The group recently announced a number of acquisitions, including taking over the Slovenian operations of Austria’s OMV (encompassing a portfolio of 120 service stations), as well as acquiring 16 Lukoil sites in Slovakia. MOL Group aims to have 2,200 sites in its portfolio by the mid-part of the decade – a target that Ratatics believes is certainly achievable.
“Obviously, in this region, that will lead to greater consolidation of the market, and we have a few nice acquisition targets as well,” he says.
Some acquisitions are more strategic, offering a layer of expertise on top of the standard geographical benefits. In March, it announced the takeover of the Hungarian arm of the Marché International business from Mövenpick, which, in turn, will help to boost its gastronomic offering.
“I’m really proud of the Marché acquisition,” says Ratatics. “With this acquisition, we have acquired competency, operational procedures, and more than 100 employees – and we can utilise that knowledge in our highway locations in the region.”
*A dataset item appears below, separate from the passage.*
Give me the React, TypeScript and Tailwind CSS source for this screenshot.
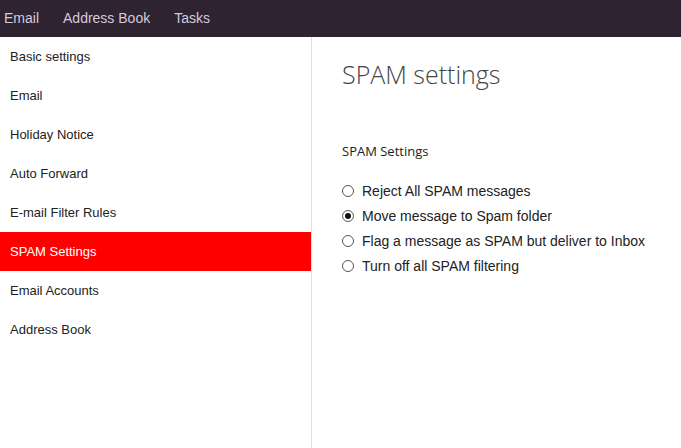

As for the coming year, Ratatics is keen to “continue what we have started” and build competencies in the targeted growth areas for the business. “That includes increased standardisation, IT systems development, better marketing and promotional activities, sales capability development and, obviously, increased digitalisation, to both optimise the bottom line and improve the top line. That’s something that’s extremely important in our operation.”